The Reel Deal and Other Bad Jokes
Monday, December 27, 2004
"There's children throwing snowballs / instead of throwing heads / they're busy building toys / and absolutely no one's dead!"
The last quote was from "The Great Escape."
No one really ever asks me questions. If there's anything you want to know about me, what I do, how I feel about whatever, favorite movies--wait, there's a top ten post coming for that--or anything else, ask me via comment, e-mail or IM and I will put an answer in the FAQ as well as tell you on the spot. Unless I don't.
This is a little late, but I was over at Jack's reading about his nostalgia for the days of long past, lost in the mists of time, a forgotten era--yes, when Jack was a child. Hard to imagine I know. This got me thinking about why I still enjoy Christmas to a large degree, even though I've grown out of believing in Santa and I'm rather annoyed by the commercialism surrounding the holiday.
I've definitely gotten over Santa Claus.
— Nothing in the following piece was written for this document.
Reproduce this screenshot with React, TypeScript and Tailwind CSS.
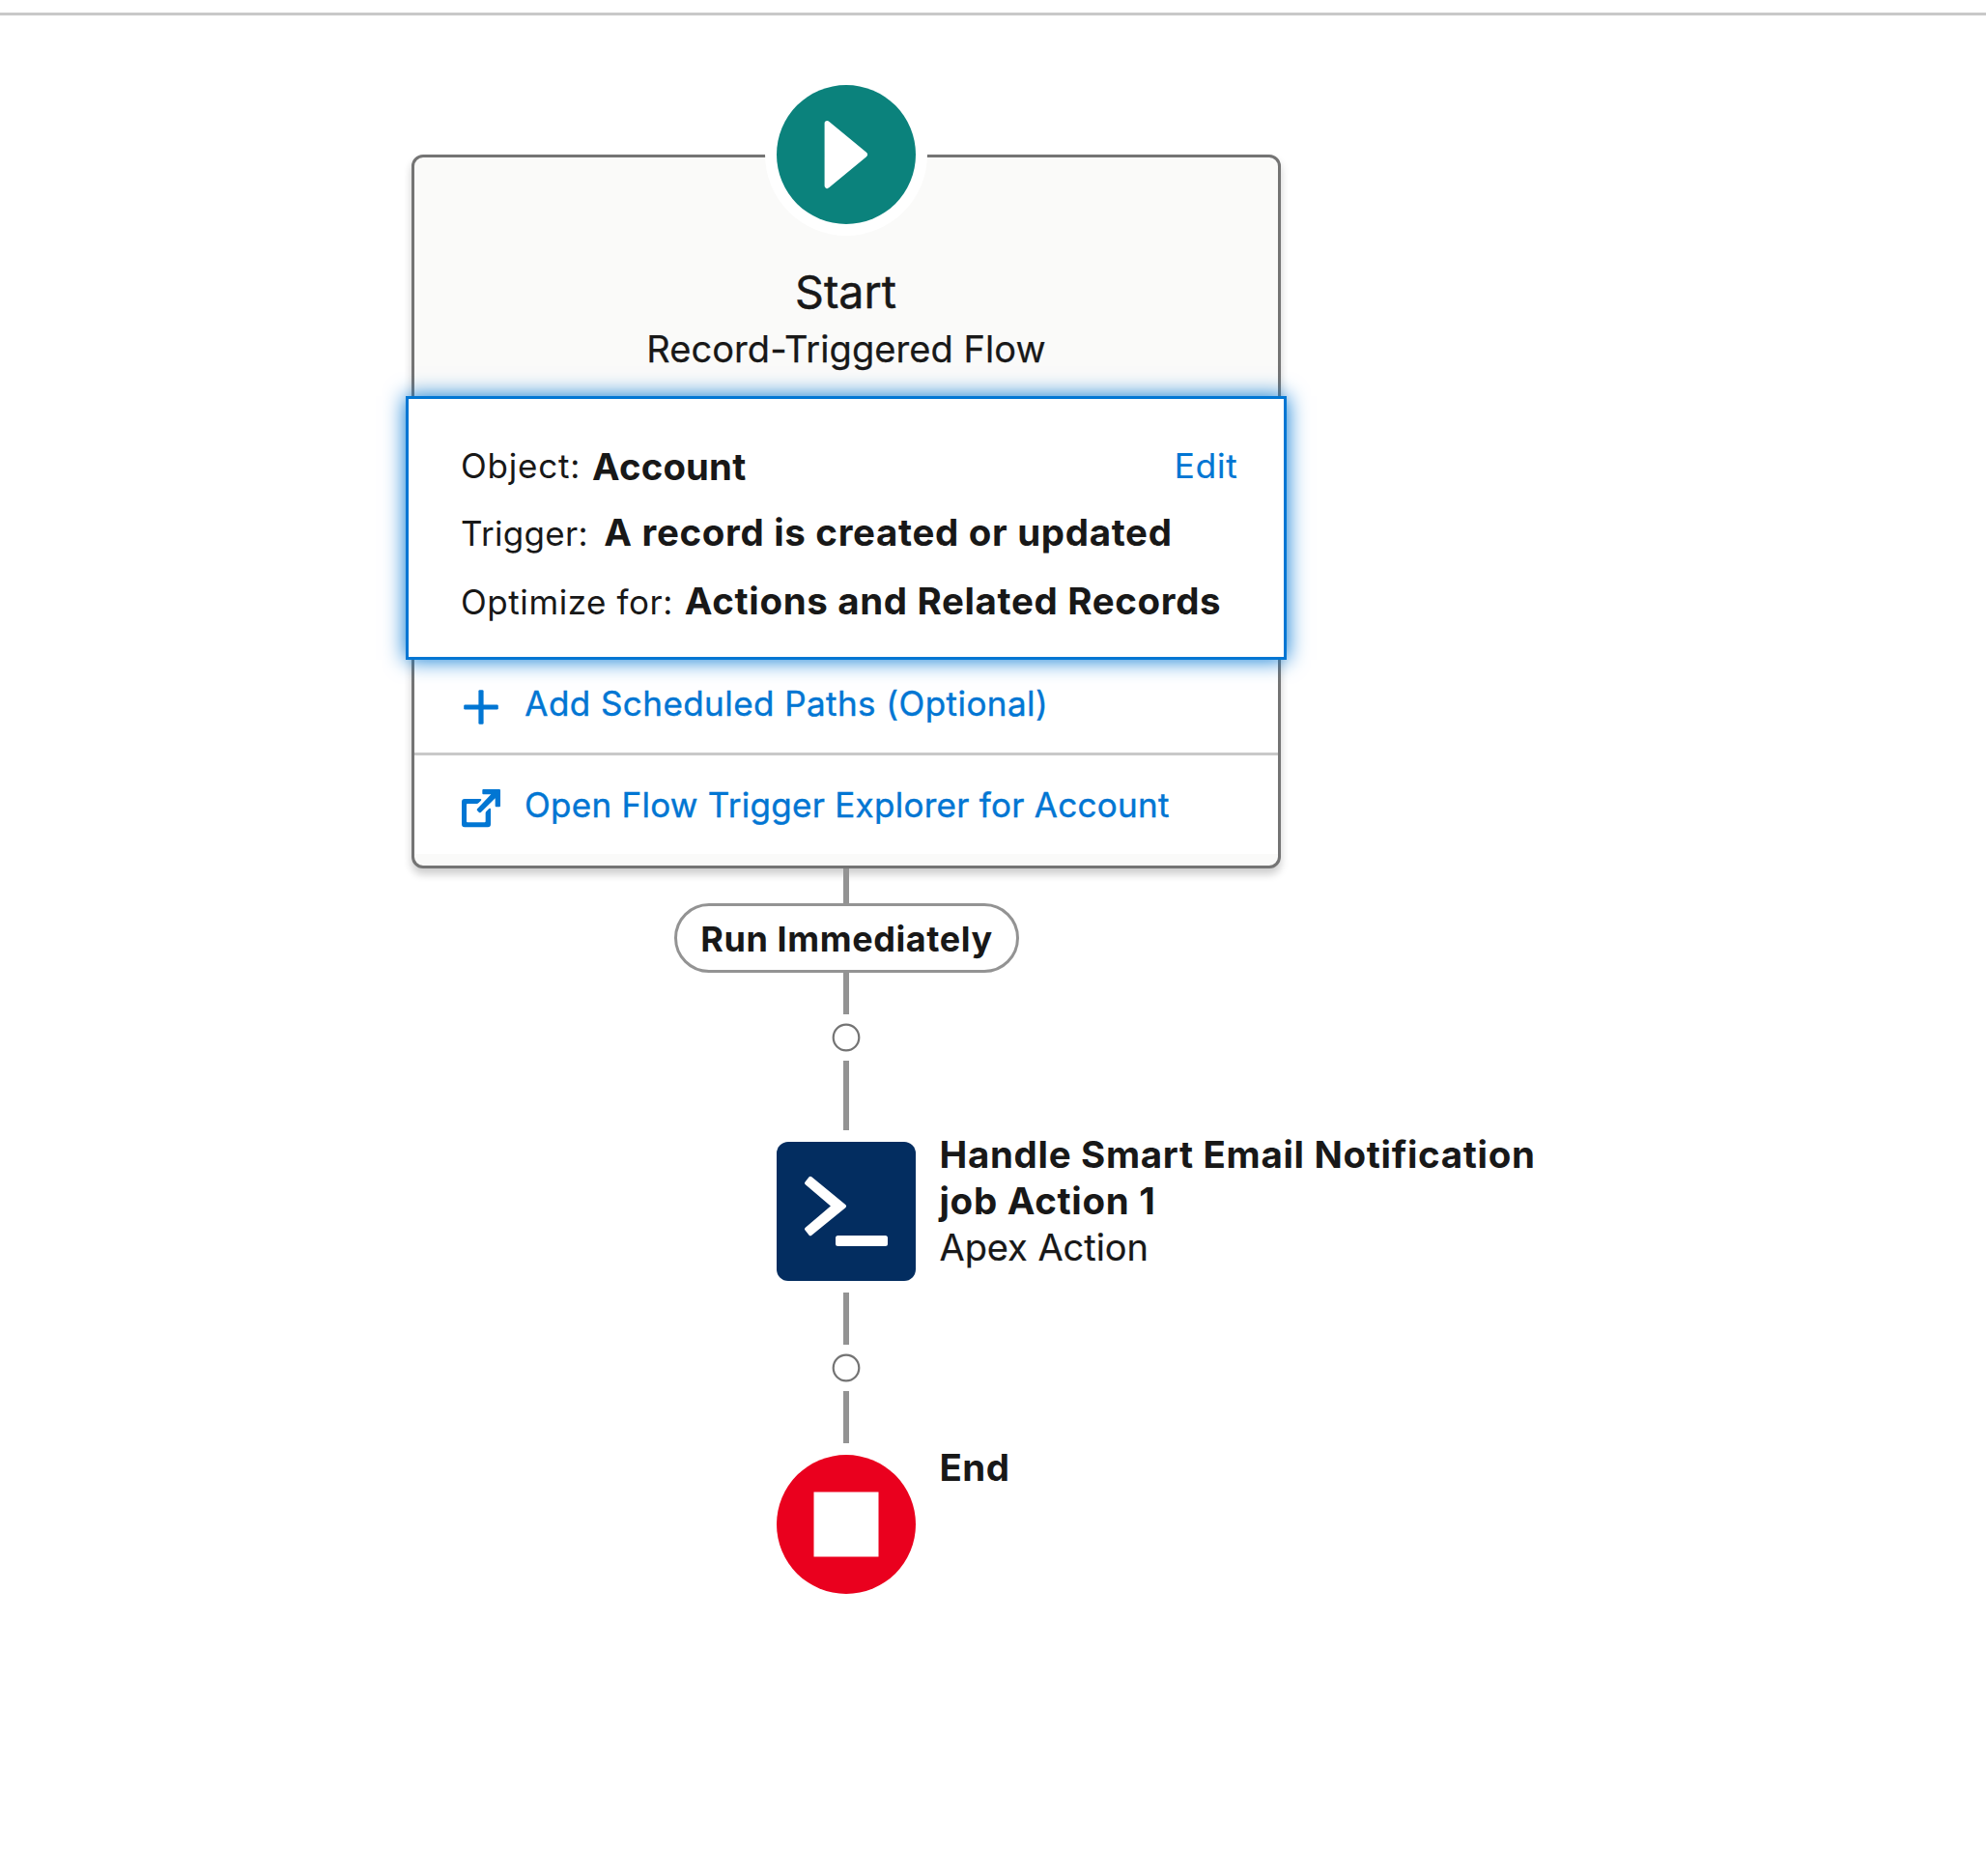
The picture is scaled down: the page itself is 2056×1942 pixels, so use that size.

It happened when I was about four or five, I just had this suspicion...number one, this whole Santa Claus thing sounded like this thing I was learning about in school, a "metaphor," or a "story," also called a "lie," and number two, I knew my parents had the presents, 'cause I was a nosy little bastard and I'd seen them. There was a little room I wasn't allowed to go into at a certain time of year, especially after I went in to check it out (told you I was a nosy little bastard). One year I was followin' my dad around and he let me watch him wrap up a present for my mother, a pair of very nice scissors. That sentencce was not well-constructed, but if you're any kind of idiot you should be able to tell that the present was a pair of scissors, for my mother, who is not a pair of scissors. Anyway...
The night before Christmas, I was just so full of the knowlege I was privy to that, to be frank, it overflowed. I pointed at the present and extrapolated to my mother about it. "Hey Mom, guess what? That's your present. I'm not going to tell you what it is, but, on Christmas, you'r going to open your present, and, and, and--OUT POPS THE SCISSORS!"
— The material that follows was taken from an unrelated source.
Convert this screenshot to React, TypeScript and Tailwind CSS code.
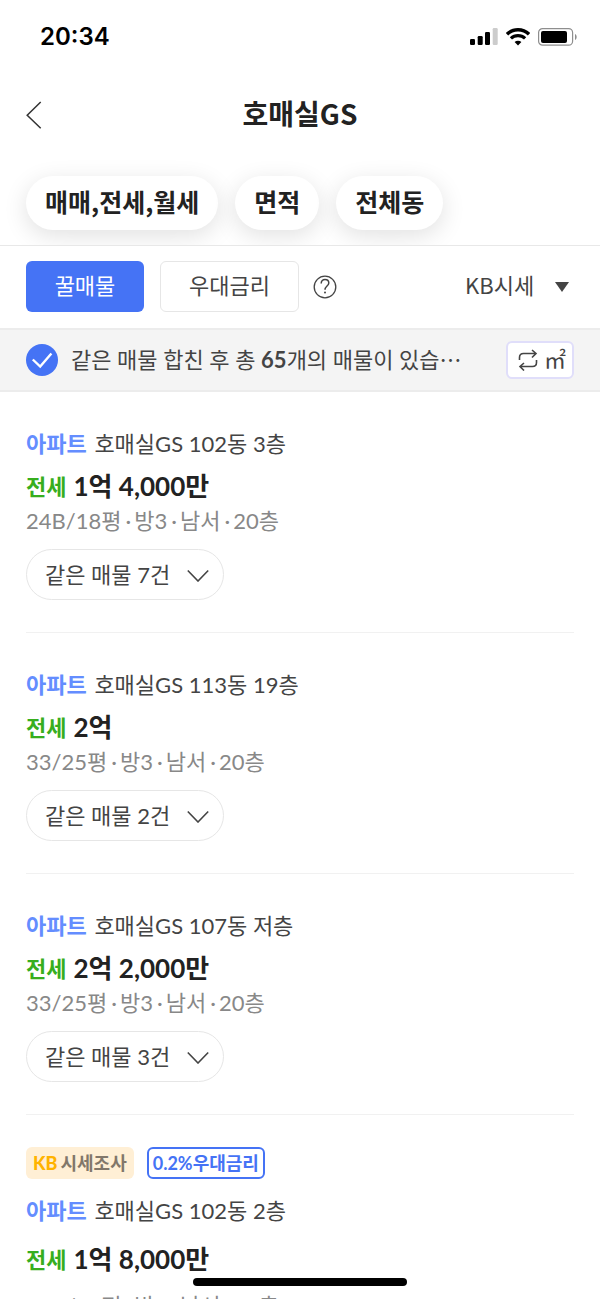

Thus was born our family's version of "he spilled the beans."
"And...out pops the scissors."
But back to Santa Claus. Obviously the jolly fat man didn't exist, but I wanted to be in on the whole thing. So I simply transferred it to my dad, who had the beard and seemed to be the supplier of presents. The phrase "Shouldn't Santa and Mrs. Cluas be getting up to the workshop (attic) to wrap some presents?" gets pretty common around our house in the weeks preceding Christmas. Not that I say it. Not anymore, I mean.
So that's why I never really had a problem with the holiday due to loss of belief--I knew the facts of the matter in the first place.
Christmas still means something to me. It means being together with friends and family, celebrating the fact that we made it another year by showering each other with gifts. I gotta admit that I am fond of all the loot.